*What the exercise asks*:
Copy out all lines with the word "Tailwind" in them.
--- START OF Exercise materials ---
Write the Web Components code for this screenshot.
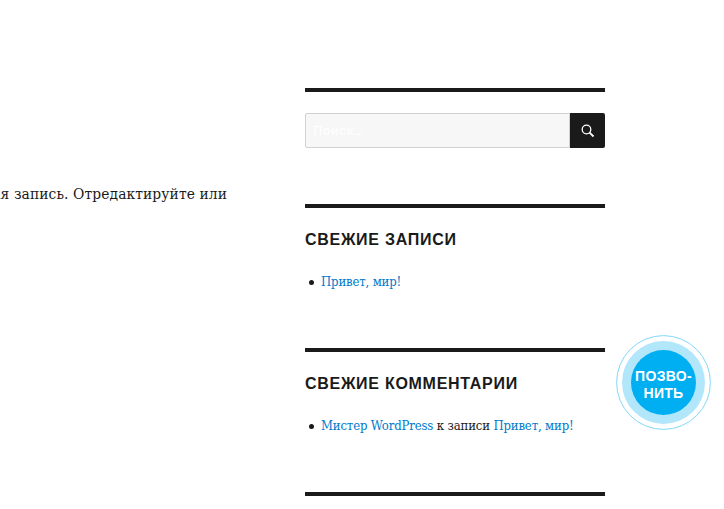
--- END OF Exercise materials ---
--- START OF Exercise materials ---
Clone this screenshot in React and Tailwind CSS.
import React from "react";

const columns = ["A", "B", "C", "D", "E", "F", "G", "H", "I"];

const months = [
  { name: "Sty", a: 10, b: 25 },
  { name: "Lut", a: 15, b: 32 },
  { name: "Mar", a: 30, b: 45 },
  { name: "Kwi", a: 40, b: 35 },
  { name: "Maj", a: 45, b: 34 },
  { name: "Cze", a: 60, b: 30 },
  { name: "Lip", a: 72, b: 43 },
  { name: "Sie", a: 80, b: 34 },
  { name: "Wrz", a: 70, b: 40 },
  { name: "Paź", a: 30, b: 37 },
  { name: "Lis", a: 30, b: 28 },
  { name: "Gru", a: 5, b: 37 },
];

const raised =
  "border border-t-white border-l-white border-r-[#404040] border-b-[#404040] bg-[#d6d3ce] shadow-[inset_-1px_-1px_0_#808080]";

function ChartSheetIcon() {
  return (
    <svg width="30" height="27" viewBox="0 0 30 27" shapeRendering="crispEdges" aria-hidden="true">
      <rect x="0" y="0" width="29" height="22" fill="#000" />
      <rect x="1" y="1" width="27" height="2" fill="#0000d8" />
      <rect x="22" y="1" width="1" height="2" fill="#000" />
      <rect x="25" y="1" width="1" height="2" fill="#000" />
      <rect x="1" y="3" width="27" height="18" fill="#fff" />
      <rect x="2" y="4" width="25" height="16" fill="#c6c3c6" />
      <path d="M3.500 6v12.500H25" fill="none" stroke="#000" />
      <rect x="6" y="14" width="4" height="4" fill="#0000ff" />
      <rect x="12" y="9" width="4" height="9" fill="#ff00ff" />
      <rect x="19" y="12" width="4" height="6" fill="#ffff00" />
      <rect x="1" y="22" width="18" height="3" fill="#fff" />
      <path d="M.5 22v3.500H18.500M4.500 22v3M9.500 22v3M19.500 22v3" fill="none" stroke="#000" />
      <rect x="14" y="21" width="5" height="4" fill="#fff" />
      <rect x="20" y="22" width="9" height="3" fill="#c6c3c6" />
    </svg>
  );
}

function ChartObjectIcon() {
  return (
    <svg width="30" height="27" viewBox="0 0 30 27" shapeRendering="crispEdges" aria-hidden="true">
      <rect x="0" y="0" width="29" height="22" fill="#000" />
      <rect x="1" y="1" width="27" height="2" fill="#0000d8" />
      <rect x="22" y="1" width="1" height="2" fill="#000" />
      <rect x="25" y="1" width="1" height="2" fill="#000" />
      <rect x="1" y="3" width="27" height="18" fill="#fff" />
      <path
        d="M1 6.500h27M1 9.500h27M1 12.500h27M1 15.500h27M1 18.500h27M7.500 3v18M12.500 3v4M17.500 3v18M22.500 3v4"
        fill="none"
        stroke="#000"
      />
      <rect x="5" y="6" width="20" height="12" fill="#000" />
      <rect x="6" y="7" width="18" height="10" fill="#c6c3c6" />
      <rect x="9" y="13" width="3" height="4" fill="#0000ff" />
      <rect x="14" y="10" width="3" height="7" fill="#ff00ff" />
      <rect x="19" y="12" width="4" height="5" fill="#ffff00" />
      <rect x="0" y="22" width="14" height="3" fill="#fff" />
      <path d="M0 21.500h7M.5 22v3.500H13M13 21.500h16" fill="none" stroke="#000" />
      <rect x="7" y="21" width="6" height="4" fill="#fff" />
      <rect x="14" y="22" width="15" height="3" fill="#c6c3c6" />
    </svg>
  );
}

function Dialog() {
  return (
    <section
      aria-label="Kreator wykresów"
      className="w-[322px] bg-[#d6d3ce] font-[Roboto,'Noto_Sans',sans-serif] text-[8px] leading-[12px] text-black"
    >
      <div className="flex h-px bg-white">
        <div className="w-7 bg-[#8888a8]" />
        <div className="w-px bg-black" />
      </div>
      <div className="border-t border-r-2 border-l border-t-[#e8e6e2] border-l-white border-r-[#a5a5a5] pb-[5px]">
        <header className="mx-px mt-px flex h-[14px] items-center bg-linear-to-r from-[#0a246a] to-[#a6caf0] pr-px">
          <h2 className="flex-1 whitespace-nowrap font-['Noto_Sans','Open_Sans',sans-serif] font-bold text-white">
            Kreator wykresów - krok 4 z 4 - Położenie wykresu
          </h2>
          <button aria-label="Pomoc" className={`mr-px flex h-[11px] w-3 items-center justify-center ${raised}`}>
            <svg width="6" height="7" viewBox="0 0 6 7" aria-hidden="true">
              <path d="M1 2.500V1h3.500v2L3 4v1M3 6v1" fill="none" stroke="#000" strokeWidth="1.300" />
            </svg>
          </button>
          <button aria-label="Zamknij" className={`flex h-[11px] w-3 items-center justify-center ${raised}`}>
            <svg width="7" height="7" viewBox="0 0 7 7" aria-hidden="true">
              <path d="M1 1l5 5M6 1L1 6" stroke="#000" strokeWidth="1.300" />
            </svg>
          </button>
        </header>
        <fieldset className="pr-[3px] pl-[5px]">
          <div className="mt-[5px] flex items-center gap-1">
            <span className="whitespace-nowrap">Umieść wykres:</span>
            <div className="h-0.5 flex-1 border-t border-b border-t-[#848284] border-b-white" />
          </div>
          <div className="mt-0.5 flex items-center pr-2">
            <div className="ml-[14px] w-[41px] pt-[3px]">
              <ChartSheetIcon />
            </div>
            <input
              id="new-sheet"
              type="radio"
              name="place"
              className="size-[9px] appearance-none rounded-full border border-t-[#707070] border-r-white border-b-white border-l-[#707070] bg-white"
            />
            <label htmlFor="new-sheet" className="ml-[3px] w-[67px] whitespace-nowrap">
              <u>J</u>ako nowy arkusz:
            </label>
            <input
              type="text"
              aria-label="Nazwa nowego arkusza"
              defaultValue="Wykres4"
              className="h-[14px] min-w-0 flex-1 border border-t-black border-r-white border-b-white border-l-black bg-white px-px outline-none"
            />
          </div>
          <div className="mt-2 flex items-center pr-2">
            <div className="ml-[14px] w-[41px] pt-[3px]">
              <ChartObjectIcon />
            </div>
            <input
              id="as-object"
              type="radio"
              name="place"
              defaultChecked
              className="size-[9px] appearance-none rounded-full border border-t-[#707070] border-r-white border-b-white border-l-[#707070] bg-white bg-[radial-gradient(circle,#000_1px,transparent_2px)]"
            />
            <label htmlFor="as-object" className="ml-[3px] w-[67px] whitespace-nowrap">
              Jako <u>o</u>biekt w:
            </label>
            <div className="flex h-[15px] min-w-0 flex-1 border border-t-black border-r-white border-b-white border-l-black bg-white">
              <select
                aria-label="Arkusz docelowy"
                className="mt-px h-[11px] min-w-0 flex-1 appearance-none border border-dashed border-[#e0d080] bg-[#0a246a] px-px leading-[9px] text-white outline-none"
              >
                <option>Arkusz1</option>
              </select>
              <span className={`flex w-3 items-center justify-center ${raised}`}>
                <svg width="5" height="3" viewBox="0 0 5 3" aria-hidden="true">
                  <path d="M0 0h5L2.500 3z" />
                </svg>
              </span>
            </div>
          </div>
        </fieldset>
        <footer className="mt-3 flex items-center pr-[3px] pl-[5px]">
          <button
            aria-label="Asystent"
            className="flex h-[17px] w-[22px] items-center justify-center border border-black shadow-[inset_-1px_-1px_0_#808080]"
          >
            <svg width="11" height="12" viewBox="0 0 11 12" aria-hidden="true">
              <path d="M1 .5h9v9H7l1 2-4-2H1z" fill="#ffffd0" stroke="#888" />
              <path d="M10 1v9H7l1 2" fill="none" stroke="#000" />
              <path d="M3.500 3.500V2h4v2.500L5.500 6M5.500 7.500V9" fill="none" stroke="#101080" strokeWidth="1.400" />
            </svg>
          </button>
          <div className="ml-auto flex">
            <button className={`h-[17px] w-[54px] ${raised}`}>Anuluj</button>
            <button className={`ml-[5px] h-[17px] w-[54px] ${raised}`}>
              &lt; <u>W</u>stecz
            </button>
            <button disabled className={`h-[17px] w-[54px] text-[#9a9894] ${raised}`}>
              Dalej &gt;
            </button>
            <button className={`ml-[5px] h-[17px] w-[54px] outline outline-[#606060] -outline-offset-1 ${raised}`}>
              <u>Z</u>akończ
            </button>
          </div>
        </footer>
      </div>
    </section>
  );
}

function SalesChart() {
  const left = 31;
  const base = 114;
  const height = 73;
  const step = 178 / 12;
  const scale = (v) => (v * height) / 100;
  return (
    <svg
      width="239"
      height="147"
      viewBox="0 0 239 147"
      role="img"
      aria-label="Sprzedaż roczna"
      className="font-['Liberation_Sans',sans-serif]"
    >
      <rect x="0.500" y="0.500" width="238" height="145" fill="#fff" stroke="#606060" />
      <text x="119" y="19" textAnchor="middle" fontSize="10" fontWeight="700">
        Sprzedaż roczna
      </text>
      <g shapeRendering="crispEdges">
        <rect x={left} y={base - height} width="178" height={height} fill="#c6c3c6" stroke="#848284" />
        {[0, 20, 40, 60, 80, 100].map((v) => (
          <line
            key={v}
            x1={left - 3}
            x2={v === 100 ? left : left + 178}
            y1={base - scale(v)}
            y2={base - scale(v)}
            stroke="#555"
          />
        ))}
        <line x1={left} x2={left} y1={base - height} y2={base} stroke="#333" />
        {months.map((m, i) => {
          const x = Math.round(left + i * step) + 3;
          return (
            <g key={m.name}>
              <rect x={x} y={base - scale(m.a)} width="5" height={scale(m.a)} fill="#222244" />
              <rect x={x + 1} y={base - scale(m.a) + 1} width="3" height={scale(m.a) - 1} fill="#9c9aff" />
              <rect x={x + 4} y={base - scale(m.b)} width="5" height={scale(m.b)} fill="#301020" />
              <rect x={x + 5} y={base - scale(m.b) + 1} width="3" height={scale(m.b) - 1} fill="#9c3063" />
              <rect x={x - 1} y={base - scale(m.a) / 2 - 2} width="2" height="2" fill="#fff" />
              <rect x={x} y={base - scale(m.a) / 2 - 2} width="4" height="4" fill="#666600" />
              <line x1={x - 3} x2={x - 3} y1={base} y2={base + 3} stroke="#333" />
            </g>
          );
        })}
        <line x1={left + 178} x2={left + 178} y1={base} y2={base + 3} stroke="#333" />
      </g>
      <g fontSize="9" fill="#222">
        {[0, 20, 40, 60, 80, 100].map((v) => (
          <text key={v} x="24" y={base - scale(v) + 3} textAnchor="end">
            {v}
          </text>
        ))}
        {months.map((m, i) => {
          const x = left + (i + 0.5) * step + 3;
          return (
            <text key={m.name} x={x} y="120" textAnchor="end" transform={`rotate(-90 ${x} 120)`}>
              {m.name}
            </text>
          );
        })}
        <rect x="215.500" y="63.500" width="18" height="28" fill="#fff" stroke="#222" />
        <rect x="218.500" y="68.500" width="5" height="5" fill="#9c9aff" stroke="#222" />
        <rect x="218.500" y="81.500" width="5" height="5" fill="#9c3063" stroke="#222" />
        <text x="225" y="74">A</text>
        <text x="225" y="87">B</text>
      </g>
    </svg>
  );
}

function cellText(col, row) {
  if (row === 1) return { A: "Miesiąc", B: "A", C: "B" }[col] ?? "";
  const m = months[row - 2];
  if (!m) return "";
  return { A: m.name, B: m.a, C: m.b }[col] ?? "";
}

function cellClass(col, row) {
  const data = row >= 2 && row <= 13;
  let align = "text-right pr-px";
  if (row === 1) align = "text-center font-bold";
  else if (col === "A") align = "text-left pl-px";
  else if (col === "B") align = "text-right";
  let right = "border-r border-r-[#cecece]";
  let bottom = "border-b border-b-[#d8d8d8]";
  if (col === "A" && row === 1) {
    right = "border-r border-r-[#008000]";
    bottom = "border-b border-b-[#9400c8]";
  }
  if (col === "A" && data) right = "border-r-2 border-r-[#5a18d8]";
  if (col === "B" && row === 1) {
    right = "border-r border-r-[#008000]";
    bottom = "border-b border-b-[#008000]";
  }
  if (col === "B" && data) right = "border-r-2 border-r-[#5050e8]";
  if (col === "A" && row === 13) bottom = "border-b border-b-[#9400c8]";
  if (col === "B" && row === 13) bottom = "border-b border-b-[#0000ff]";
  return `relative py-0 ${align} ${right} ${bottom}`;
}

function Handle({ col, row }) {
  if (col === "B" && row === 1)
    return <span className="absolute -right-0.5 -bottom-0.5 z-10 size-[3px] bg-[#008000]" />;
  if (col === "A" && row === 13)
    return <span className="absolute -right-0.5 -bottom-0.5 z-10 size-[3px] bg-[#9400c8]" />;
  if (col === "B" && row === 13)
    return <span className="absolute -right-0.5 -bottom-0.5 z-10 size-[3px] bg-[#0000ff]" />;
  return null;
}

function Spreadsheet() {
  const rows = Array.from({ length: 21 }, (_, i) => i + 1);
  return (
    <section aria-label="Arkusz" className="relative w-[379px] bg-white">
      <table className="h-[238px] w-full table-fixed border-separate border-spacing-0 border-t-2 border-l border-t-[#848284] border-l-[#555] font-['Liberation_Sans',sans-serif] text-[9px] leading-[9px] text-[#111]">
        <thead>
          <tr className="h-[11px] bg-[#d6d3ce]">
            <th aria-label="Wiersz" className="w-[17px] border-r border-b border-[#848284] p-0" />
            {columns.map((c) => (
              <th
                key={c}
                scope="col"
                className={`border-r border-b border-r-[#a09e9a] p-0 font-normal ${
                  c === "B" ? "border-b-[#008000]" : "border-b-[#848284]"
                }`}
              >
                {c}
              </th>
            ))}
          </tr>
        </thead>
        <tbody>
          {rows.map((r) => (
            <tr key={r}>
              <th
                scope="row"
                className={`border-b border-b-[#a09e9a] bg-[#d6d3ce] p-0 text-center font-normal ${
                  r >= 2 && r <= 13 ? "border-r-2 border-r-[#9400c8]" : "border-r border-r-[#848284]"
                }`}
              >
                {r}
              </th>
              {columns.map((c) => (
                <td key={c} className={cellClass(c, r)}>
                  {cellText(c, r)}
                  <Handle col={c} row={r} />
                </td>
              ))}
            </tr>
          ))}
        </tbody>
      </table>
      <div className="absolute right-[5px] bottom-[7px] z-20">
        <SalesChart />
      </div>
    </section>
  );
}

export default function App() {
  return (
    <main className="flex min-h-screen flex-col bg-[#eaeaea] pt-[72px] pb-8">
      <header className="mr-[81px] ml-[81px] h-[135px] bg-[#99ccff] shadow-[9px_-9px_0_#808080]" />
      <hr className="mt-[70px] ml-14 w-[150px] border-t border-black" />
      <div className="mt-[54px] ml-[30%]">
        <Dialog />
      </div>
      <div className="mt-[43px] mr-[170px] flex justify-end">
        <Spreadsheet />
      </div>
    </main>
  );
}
--- END OF Exercise materials ---
--- START OF Exercise materials ---
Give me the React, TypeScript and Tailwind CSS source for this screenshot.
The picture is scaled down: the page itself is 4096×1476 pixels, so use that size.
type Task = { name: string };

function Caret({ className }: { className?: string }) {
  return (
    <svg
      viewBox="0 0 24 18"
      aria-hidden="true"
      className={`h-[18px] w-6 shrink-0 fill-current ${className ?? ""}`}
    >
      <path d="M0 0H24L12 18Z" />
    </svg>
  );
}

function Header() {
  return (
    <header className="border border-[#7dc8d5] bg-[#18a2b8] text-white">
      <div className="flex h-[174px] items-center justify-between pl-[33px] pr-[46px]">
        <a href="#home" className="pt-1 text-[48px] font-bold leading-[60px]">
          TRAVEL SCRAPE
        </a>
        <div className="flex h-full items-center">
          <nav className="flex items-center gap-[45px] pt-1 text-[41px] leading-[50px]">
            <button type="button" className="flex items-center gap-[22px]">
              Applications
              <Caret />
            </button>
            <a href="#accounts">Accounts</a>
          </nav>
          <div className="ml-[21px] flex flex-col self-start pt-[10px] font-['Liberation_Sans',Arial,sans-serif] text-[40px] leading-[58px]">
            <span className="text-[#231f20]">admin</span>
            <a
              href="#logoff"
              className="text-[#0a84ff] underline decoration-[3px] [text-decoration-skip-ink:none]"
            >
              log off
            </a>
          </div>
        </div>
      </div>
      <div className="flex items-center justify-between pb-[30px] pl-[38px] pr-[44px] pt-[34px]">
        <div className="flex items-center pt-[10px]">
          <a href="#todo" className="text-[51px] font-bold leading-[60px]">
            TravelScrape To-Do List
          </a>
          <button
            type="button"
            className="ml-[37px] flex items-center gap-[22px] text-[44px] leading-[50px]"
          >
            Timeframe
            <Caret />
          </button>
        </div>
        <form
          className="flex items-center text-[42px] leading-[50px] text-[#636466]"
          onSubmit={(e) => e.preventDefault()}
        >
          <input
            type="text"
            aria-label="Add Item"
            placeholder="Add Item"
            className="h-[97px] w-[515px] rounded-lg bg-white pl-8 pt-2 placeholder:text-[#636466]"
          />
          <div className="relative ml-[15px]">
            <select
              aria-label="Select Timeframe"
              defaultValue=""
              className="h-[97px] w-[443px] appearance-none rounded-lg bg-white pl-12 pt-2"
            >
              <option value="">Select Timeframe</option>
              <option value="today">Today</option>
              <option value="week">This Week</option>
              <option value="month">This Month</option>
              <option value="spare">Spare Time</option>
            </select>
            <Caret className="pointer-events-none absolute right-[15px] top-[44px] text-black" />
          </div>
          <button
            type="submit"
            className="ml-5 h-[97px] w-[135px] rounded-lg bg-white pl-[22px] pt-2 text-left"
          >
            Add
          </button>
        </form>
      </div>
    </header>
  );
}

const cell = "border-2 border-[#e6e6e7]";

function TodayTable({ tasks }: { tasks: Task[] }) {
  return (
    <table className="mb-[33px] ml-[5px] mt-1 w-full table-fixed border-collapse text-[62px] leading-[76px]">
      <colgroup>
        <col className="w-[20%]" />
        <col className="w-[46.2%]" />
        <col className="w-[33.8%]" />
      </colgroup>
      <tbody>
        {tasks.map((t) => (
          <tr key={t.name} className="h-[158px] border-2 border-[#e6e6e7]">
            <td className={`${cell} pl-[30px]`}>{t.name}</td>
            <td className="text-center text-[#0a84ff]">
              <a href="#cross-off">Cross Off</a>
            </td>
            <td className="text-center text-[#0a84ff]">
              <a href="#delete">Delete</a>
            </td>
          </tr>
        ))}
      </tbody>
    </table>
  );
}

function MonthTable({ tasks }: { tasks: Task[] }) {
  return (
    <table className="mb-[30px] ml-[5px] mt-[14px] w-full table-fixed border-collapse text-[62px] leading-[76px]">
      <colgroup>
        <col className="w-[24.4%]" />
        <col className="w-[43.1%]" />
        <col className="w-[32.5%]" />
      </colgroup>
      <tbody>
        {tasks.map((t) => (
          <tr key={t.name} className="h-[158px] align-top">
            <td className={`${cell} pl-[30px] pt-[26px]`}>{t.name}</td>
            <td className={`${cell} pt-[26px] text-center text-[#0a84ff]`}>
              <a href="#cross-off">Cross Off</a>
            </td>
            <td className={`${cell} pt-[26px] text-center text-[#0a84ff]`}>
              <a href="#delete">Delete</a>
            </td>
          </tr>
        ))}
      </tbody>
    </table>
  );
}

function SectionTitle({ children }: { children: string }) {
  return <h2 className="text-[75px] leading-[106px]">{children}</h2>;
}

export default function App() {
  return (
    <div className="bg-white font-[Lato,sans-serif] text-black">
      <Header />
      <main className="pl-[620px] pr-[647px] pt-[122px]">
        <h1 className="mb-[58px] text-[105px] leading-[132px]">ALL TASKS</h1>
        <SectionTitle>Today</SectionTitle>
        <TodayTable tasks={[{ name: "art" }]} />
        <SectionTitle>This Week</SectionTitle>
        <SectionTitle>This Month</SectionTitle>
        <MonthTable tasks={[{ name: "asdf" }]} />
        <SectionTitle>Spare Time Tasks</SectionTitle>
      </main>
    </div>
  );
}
--- END OF Exercise materials ---
*Reply*:
Clone this screenshot in React and Tailwind CSS.
Give me the React, TypeScript and Tailwind CSS source for this screenshot.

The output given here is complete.